Tag: religion

WHAT NOW?

Now what? asks grieving husband at the crossroads

A WAY OUT OR A DEAD END?

I have reached the What do I do now? stage in my life.

Well, not me exactly, but a guy named Billy Boy, a creation of Renata de Dios, whose name, curiously enough, translates as Born again of God.

Billy Boy—I’ll just call him Bill—watches a lot of movies on TV. The other night he re-watched The Candidate with Robert Redford.

Bill is not comparing himself to Robert Redford of course, but that question he asks at the end of the movie — What do we do now? — is, in a different context, Bill’s question, and that empty hotel room in the last shot is the equivalent of his once-upon-a-time living room, now known as the dead room, and it is the equivalent of his wife’s empty armchair,

Empty chairs

and it is the equivalent of his empty house, and to stretch it to a melodramatic point, the equivalent of his life now, without his wife, who for thirty-four years was his life.

Renata de Dios tells Billy he’s at a Crossroads, and to take the road that leads to God, but his irreligious mind doesn’t even know where to start looking, and so he continues to drink and tells her in a late-night phone call, What has been lost is now found, but now found is lost.

To which Renata replies, Plato-like, I’m not sure I understand your meaning, Socrates.

There’s nothing to understand, of course, because the utterance is sheer 80-proof nonsense.

Last night Bill re-watched the movie The Verdict, and was particularly interested when Paul Newman gave his wonderful summation and spoke these words,

In my religion we say, act as if you have faith and faith will be given to you.

Okay, Bill will buy a ticket to that, but how exactly do you act as if you have faith? — pray, read C.S. Lewis and other spiritual literature, go to church, keep an open mind?
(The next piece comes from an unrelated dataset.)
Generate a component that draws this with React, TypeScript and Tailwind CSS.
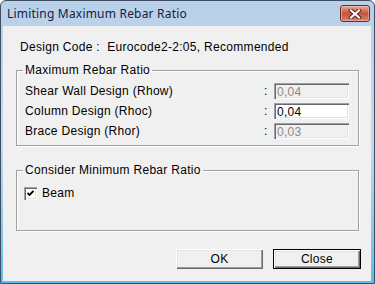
import React from "react";

const F = { fontFamily: '"Liberation Sans", Arial, sans-serif' };

function Row({ label, value, enabled }: { label: string; value: string; enabled?: boolean }) {
  return (
    <div className="flex items-center h-[20px]">
      <span className="flex-1 text-[12px] leading-[14px] text-black">{label}</span>
      <span className="w-[10px] text-[12px] leading-[14px] text-black">:</span>
      <div
        className={
          "w-[75px] h-[16px] pl-[3px] flex items-center text-[12px] leading-[14px] shadow-[inset_1px_1px_0_#a0a0a0,inset_2px_2px_0_#696969,inset_-1px_-1px_0_#ffffff,inset_-2px_-2px_0_#e3e3e3] " +
          (enabled ? "bg-white text-black" : "bg-[#f0f0f0] text-[#8a8a8a]")
        }
      >
        <span className="pt-[1px]">{value}</span>
      </div>
    </div>
  );
}

export default function App() {
  return (
    <div className="w-[375px] h-[284px] bg-white" style={F}>
      <div className="w-[375px] h-[284px] flex flex-col border border-[#3f4e60] rounded-t-[6px] bg-gradient-to-b from-[#b9d0ea] via-[#c4d8ef] to-[#58bdec] overflow-hidden">
        {/* title bar */}
        <div className="h-[25px] flex items-start justify-between pl-[6px] pr-[4px]">
          <span
            className="mt-[5px] text-[12px] leading-[16px] tracking-[0.2px] text-[#15223a]"
            style={{ fontFamily: '"Noto Sans", "Open Sans", sans-serif' }}
          >
            Limiting Maximum Rebar Ratio
          </span>
          <div className="mt-[4px] w-[30px] h-[17px] rounded-[3px] border border-[#6e2a22] bg-gradient-to-b from-[#e7a899] via-[#c8513e] to-[#d9826e] shadow-[inset_0_0_0_1px_rgba(255,220,210,0.45)] flex items-center justify-center">
            <svg width="14" height="10" viewBox="0 0 14 10">
              <path d="M3 1.5 L11 8.5 M11 1.5 L3 8.5" stroke="#5a1e16" strokeWidth="4" strokeLinecap="square" />
              <path d="M3 1.5 L11 8.5 M11 1.5 L3 8.5" stroke="#ffffff" strokeWidth="2.2" strokeLinecap="square" />
            </svg>
          </div>
        </div>
        {/* client area */}
        <div className="flex-1 ml-[2px] mr-[3px] mb-[2px] bg-[#f0f0f0] flex flex-col pl-[13px] pr-[12px] tracking-[0.3px]">
          <div className="mt-[14px] ml-[4px] text-[12px] leading-[14px] text-black whitespace-pre">
            {"Design Code :  Eurocode2-2:05, Recommended"}
          </div>
          <fieldset className="mt-[9px] border border-[#a0a0a0] pl-[8px] pr-[9px] pb-[4px] shadow-[inset_1px_1px_0_#ffffff,1px_1px_0_#ffffff]">
            <legend className="ml-[-2px] px-[2px] text-[12px] leading-[14px] text-black">Maximum Rebar Ratio</legend>
            <div className="mt-[4px] flex flex-col">
              <Row label="Shear Wall Design (Rhow)" value="0,04" />
              <Row label="Column Design (Rhoc)" value="0,04" enabled />
              <Row label="Brace Design (Rhor)" value="0,03" />
            </div>
          </fieldset>
          <fieldset className="mt-[17px] h-[68px] border border-[#a0a0a0] pl-[7px] shadow-[inset_1px_1px_0_#ffffff,1px_1px_0_#ffffff]">
            <legend className="ml-[-1px] px-[2px] text-[12px] leading-[14px] text-black">Consider Minimum Rebar Ratio</legend>
            <div className="mt-[9px] flex items-center">
              <div className="w-[13px] h-[13px] bg-white flex items-center justify-center shadow-[inset_1px_1px_0_#a0a0a0,inset_2px_2px_0_#696969,inset_-1px_-1px_0_#ffffff,inset_-2px_-2px_0_#e3e3e3]">
                <svg width="7" height="7" viewBox="0 0 7 7">
                  <path d="M0.5 3 L2.5 5 L6.5 1" stroke="#000" strokeWidth="1.8" fill="none" />
                </svg>
              </div>
              <span className="ml-[5px] text-[12px] leading-[14px] text-black">Beam</span>
            </div>
          </fieldset>
          <div className="mt-[18px] flex justify-end gap-[10px]">
            <button className="w-[87px] h-[20px] bg-[#f0f0f0] text-[12px] leading-[14px] tracking-[0.3px] text-black shadow-[inset_1px_1px_0_#ffffff,inset_-1px_-1px_0_#696969,inset_-2px_-2px_0_#a0a0a0,inset_2px_2px_0_#e3e3e3]">
              OK
            </button>
            <button className="w-[88px] h-[20px] mr-[-2px] border border-black bg-[#f0f0f0] text-[12px] leading-[14px] tracking-[0.3px] text-black shadow-[inset_1px_1px_0_#ffffff,inset_-1px_-1px_0_#696969,inset_-2px_-2px_0_#a0a0a0,inset_2px_2px_0_#e3e3e3]">
              Close
            </button>
          </div>
        </div>
      </div>
    </div>
  );
}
He’s been doing all those things — and yet still nothing. He’s willing to try anything — suspension of belief, drugs, insanity, enlist the aid of the Silver Surfer — anything that will bring him closer to his wife.
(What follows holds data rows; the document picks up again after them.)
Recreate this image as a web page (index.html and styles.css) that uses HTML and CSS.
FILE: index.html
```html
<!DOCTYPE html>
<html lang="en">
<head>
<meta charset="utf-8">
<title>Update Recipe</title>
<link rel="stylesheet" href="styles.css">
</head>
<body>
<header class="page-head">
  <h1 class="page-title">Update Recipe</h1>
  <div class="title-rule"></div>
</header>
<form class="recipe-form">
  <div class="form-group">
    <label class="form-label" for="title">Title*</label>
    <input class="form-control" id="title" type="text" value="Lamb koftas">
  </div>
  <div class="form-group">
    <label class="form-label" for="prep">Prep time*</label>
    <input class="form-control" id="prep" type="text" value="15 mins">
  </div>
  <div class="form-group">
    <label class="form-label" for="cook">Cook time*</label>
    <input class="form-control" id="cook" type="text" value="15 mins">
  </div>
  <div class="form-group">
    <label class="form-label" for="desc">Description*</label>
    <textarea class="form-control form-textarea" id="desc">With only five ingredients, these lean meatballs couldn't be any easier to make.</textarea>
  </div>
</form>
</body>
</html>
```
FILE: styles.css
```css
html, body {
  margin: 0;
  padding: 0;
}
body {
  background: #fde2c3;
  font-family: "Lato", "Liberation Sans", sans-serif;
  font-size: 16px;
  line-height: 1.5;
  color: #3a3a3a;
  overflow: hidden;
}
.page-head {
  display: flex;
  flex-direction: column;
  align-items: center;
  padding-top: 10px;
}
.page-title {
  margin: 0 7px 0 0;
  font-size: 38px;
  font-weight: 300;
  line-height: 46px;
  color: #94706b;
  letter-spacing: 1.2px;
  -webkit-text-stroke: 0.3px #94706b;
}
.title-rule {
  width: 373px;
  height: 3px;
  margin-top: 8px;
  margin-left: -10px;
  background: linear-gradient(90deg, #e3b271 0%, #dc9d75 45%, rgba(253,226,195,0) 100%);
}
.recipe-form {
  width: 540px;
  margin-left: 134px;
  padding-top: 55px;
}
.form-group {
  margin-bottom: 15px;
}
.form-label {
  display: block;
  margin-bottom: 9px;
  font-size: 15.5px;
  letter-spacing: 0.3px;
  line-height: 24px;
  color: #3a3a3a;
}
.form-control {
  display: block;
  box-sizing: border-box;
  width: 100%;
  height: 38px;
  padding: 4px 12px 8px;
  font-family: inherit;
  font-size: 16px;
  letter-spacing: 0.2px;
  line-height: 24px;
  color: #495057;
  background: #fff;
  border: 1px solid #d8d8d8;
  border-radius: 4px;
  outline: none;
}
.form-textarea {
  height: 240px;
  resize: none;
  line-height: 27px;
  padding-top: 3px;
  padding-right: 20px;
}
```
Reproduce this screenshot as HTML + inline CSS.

So, the question remains, now what?

The life saving sanctum of remembrance

I’ll say this in one long sentence and then I’ll shut the hell up and have a brandy and go to bed.

My wife had a big heart and for thirty-four years I was inside it and when her heart stopped beating I was suddenly and shockingly cast into a void, where I suspect she is now, in an oblivion and not, as her Catholic faith led her to believe, in an afterlife of continuing energy and awareness in some divine sphere or dimension — and my only corporeal salvation, for what it’s worth, is that the void in which I now survive is surrounded by the warmth and the strength, the spirit and the ethereal companionship of her memory, and it is that in which I now wrap myself as protection from the fear of loneliness and the suicidal yearning to be with her, knowing as my intelligence perceives, notwithstanding the well-meaning help and advice of the church and its dedicated believers, the stark reality of death.